GOAL:
Determine how many lines of the material hold the string "this" and reply with only that number.

Web page code records
::::::
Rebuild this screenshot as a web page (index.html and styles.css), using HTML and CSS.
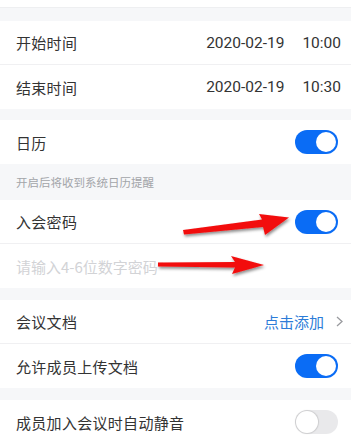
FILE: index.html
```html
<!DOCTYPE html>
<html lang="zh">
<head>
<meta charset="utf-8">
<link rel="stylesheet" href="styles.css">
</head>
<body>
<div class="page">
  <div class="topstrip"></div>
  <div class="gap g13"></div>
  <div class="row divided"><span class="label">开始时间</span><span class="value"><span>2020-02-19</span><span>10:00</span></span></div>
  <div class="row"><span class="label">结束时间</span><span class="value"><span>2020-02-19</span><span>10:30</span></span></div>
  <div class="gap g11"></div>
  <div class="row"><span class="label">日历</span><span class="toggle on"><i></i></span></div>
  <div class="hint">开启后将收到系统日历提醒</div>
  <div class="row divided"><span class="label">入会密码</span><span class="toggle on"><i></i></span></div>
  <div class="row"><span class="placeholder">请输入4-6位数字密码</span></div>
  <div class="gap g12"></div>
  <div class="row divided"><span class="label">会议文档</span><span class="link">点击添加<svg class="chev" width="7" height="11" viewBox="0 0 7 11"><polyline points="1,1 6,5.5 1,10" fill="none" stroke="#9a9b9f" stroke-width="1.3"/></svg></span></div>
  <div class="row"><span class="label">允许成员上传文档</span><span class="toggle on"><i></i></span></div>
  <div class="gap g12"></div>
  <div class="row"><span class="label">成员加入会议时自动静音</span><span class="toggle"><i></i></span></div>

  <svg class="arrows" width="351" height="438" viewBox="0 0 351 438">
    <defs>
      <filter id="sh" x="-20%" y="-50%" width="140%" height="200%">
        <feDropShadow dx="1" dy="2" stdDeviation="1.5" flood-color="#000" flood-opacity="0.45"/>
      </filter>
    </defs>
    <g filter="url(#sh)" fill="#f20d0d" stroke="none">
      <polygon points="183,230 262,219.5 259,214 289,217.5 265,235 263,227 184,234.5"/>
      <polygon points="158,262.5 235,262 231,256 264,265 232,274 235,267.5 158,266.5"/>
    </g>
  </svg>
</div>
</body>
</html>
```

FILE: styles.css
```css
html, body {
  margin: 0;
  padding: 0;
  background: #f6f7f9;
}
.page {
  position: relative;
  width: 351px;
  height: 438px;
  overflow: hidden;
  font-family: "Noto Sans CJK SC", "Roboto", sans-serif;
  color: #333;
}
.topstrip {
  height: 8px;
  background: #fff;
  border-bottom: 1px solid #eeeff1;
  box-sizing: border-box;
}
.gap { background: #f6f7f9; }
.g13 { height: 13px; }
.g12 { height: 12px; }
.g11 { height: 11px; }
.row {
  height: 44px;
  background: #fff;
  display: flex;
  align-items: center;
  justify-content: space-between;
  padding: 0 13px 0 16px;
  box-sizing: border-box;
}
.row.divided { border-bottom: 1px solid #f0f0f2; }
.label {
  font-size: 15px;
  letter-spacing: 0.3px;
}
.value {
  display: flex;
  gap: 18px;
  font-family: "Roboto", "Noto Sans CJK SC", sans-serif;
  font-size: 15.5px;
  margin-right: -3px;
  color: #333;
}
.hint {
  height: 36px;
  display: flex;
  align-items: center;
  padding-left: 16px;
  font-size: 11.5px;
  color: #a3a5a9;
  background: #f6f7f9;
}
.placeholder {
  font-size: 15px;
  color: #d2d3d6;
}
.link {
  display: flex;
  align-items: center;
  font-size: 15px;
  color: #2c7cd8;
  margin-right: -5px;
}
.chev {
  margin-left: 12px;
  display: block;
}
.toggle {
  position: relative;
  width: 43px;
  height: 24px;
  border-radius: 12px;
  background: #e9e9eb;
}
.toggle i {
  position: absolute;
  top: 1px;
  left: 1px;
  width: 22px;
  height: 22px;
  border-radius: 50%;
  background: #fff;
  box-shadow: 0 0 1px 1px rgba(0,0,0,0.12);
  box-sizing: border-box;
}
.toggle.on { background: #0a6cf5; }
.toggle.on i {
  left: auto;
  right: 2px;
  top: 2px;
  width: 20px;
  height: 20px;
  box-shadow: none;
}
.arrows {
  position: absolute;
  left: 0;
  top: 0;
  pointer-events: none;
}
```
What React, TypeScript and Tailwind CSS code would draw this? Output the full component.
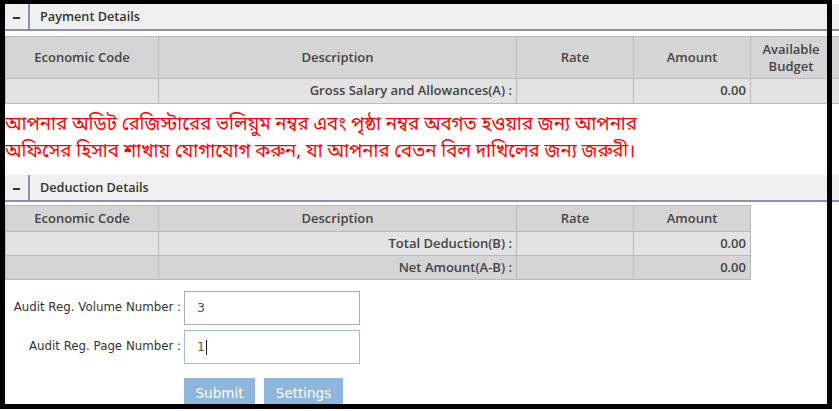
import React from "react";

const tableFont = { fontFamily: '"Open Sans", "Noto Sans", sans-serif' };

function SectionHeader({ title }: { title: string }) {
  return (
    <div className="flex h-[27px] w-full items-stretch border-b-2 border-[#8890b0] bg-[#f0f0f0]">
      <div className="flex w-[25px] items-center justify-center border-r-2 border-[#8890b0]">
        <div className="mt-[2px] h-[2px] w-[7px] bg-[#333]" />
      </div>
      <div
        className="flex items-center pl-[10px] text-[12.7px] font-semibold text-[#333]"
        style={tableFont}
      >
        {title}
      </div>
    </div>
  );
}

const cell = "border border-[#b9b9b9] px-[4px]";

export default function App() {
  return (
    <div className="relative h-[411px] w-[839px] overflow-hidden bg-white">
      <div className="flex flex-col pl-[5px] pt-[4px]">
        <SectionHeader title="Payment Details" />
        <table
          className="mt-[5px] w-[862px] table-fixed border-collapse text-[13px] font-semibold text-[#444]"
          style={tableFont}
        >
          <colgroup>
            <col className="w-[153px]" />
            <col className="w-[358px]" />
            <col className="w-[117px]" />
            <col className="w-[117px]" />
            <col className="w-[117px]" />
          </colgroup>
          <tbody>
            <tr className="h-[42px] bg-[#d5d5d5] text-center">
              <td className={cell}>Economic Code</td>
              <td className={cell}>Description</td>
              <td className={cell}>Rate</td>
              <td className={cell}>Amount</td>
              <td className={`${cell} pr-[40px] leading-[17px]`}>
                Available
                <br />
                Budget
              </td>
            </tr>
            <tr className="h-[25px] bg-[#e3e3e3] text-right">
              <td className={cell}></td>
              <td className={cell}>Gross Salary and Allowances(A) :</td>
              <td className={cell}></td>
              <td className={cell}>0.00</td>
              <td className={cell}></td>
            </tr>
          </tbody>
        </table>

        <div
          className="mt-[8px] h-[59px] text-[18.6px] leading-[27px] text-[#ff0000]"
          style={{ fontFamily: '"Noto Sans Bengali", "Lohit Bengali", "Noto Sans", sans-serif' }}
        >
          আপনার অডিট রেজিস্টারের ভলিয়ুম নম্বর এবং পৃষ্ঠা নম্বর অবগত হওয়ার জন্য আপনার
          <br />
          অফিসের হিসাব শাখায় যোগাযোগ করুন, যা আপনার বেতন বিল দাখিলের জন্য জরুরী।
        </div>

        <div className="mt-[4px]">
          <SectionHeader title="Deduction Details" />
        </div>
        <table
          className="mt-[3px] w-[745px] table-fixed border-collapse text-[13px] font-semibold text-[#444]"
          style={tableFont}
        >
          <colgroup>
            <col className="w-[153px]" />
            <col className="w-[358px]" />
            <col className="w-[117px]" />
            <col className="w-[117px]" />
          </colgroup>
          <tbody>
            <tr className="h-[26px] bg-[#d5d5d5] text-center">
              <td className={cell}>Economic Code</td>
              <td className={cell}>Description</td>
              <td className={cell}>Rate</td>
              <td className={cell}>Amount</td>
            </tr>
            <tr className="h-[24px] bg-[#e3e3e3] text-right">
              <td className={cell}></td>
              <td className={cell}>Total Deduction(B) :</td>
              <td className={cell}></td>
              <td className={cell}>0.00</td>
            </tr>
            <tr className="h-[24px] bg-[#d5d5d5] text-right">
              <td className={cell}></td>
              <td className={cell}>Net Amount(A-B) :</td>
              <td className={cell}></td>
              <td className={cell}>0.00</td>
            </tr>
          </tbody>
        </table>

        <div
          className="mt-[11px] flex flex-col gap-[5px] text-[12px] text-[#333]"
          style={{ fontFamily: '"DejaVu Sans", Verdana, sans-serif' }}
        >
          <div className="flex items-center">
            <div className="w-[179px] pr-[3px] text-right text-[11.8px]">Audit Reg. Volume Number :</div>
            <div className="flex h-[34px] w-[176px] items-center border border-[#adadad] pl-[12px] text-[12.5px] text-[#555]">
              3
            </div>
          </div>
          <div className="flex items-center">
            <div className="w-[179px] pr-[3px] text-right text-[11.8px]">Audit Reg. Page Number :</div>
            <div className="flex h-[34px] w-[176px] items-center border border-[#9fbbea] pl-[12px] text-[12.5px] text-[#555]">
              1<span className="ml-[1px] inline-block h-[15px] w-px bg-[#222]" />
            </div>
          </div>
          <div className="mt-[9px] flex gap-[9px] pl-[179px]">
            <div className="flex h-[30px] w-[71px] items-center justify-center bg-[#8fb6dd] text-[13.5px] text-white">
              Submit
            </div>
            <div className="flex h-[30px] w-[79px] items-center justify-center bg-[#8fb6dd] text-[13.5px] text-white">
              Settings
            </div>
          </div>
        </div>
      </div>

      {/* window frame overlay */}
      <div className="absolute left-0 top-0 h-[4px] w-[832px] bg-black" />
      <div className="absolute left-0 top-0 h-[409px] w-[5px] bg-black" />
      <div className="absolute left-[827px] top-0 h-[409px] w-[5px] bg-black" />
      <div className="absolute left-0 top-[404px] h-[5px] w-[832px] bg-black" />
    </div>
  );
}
::::::
ANSWER:
2